Show, in full, each line of the data that contains "this".

··· DATA EXTRACT

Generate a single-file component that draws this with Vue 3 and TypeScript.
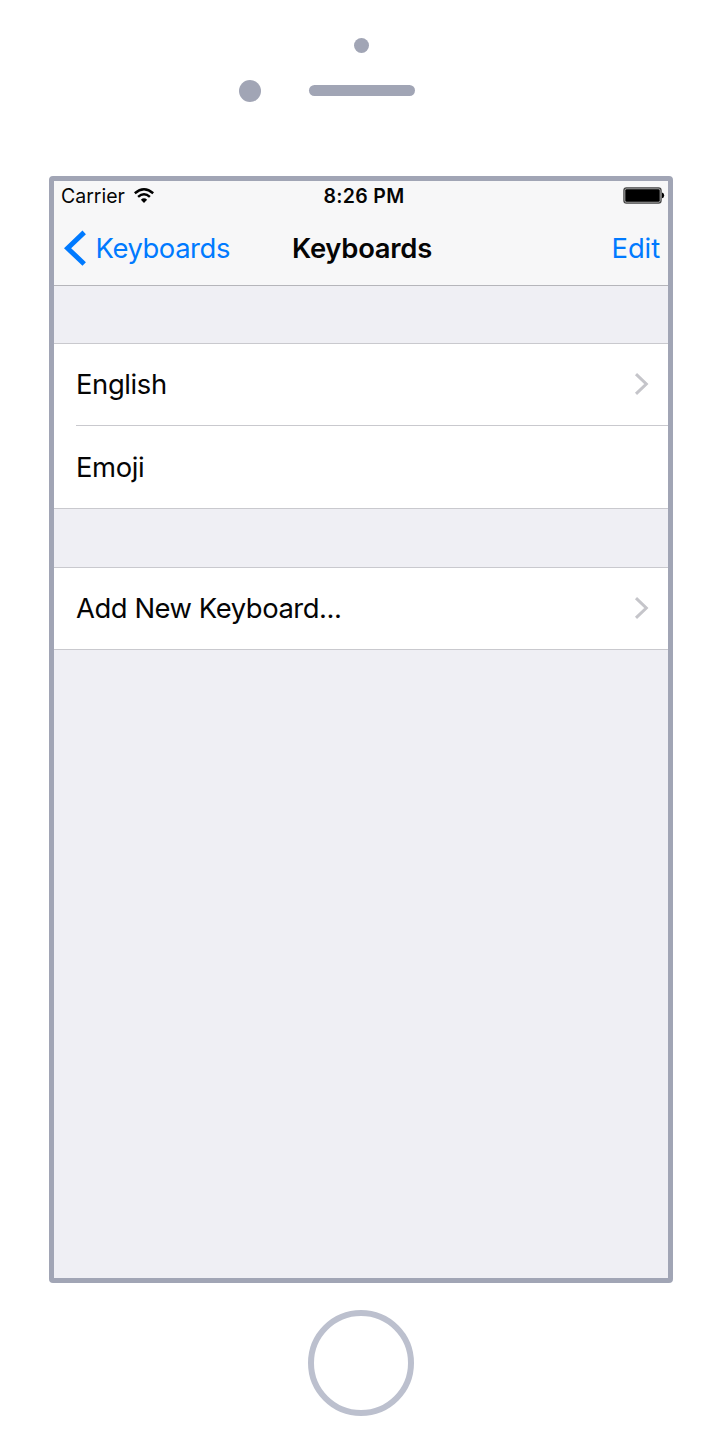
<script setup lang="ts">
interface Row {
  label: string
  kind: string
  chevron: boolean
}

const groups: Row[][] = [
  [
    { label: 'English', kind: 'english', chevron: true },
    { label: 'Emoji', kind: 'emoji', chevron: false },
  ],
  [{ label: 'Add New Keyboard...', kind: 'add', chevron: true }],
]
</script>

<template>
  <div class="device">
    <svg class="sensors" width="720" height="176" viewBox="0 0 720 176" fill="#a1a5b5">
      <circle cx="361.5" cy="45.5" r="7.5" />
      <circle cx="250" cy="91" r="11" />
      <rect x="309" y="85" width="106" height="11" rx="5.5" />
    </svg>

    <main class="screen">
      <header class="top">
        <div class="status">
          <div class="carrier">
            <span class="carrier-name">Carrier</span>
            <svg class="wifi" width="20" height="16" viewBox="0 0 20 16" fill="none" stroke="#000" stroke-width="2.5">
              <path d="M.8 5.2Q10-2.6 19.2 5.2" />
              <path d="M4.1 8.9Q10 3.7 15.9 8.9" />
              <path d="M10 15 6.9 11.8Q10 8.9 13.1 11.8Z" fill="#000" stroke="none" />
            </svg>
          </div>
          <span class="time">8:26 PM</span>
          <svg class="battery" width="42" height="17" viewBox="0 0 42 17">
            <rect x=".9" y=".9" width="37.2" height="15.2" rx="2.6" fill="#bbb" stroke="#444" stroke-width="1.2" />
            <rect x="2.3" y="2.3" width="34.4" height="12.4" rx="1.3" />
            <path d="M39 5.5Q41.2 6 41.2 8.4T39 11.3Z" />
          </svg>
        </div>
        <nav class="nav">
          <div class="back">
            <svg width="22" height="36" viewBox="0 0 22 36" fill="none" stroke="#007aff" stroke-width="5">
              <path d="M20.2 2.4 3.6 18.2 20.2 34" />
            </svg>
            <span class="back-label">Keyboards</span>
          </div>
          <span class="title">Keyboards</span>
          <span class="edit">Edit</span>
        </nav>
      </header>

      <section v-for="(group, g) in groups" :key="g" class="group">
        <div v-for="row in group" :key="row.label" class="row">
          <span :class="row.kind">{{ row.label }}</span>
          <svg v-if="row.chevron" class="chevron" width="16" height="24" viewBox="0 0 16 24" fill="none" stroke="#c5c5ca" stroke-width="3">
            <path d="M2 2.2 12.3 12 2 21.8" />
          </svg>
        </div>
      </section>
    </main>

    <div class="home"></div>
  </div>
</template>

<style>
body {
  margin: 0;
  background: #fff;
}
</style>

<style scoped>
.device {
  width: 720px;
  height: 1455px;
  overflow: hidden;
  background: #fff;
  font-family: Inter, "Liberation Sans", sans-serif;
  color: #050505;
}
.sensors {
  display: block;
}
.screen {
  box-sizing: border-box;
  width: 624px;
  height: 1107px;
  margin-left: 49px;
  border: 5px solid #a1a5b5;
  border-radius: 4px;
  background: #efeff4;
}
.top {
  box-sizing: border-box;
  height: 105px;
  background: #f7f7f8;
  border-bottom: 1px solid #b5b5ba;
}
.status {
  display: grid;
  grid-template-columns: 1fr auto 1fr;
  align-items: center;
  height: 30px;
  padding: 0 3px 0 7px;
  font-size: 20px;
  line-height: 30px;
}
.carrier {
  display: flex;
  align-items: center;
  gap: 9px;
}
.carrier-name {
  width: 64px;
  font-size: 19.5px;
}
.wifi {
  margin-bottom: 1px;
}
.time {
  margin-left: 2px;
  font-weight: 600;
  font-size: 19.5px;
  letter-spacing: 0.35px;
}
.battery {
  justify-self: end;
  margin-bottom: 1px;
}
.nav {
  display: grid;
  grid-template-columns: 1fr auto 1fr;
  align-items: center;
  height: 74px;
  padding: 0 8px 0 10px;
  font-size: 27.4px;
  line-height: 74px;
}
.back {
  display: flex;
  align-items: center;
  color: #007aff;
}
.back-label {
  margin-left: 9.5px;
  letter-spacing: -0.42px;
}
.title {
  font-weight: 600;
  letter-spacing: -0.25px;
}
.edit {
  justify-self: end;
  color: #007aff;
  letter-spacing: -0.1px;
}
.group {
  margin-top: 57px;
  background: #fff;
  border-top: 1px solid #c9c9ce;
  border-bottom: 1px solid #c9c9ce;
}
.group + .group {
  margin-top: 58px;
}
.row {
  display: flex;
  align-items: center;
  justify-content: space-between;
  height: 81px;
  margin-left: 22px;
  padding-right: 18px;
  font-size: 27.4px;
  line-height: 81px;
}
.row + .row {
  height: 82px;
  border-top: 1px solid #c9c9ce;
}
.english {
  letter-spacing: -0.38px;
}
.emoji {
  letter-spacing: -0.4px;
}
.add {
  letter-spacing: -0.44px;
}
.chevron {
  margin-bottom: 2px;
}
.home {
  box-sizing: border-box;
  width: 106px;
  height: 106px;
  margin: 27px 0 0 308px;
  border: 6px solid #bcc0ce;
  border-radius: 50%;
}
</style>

······
··· DATA EXTRACT

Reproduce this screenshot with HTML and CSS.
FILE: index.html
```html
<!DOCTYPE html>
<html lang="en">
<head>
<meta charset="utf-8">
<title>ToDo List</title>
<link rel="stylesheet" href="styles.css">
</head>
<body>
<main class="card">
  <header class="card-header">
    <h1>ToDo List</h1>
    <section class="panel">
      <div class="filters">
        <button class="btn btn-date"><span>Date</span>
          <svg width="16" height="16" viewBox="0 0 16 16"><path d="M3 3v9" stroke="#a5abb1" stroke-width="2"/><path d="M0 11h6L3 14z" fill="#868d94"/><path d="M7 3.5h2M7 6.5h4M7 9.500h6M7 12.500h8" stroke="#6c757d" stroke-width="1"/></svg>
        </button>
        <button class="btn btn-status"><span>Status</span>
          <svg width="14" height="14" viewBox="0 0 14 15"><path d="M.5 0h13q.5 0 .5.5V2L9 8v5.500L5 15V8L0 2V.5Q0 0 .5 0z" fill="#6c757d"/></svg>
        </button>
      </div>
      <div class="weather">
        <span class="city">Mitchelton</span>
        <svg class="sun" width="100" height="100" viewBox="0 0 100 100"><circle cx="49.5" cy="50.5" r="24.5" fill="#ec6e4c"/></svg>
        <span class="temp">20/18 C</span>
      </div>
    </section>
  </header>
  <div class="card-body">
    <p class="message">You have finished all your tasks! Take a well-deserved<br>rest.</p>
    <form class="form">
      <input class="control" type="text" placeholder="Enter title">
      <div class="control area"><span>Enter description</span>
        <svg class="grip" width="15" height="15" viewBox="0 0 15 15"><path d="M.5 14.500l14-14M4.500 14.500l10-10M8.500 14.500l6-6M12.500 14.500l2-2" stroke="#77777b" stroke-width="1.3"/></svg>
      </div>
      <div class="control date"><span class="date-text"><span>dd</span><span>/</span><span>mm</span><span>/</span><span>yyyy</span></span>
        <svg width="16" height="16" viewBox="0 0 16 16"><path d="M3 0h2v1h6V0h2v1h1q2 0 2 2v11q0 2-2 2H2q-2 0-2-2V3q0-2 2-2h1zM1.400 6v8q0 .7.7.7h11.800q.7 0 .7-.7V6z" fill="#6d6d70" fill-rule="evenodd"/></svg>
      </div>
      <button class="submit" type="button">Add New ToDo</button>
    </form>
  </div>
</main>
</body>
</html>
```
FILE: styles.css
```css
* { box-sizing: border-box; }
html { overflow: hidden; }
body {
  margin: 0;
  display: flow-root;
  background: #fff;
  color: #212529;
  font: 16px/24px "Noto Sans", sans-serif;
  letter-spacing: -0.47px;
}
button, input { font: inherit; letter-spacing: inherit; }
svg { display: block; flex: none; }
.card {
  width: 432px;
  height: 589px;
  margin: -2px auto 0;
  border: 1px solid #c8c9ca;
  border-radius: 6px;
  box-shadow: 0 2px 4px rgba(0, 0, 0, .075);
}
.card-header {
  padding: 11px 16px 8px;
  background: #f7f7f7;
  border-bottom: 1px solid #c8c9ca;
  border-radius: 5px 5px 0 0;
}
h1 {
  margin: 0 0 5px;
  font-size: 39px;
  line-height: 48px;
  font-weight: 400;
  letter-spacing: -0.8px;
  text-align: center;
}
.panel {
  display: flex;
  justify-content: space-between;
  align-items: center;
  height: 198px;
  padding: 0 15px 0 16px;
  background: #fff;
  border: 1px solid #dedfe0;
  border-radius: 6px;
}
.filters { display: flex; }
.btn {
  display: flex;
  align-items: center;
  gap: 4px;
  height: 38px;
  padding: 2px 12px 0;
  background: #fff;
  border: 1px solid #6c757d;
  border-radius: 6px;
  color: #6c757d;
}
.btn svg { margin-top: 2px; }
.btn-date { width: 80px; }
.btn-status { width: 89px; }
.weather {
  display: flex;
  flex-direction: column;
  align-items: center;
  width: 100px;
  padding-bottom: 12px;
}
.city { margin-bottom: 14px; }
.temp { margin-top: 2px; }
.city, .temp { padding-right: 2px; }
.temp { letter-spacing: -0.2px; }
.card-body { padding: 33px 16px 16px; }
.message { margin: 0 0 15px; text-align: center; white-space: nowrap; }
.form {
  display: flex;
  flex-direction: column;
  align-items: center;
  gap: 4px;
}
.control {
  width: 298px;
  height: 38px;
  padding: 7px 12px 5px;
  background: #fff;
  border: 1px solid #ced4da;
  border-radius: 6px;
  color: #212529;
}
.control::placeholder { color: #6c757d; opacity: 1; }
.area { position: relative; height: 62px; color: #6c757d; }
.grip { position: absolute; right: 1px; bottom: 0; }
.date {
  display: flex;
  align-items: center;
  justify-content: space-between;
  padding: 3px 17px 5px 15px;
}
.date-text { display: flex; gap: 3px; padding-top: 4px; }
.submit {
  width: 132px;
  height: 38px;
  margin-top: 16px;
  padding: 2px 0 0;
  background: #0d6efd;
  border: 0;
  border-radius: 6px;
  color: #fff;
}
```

······

◆ ANSWER BELOW ◆
Generate a single-file component that draws this with Vue 3 and TypeScript.
Reproduce this screenshot with HTML and CSS.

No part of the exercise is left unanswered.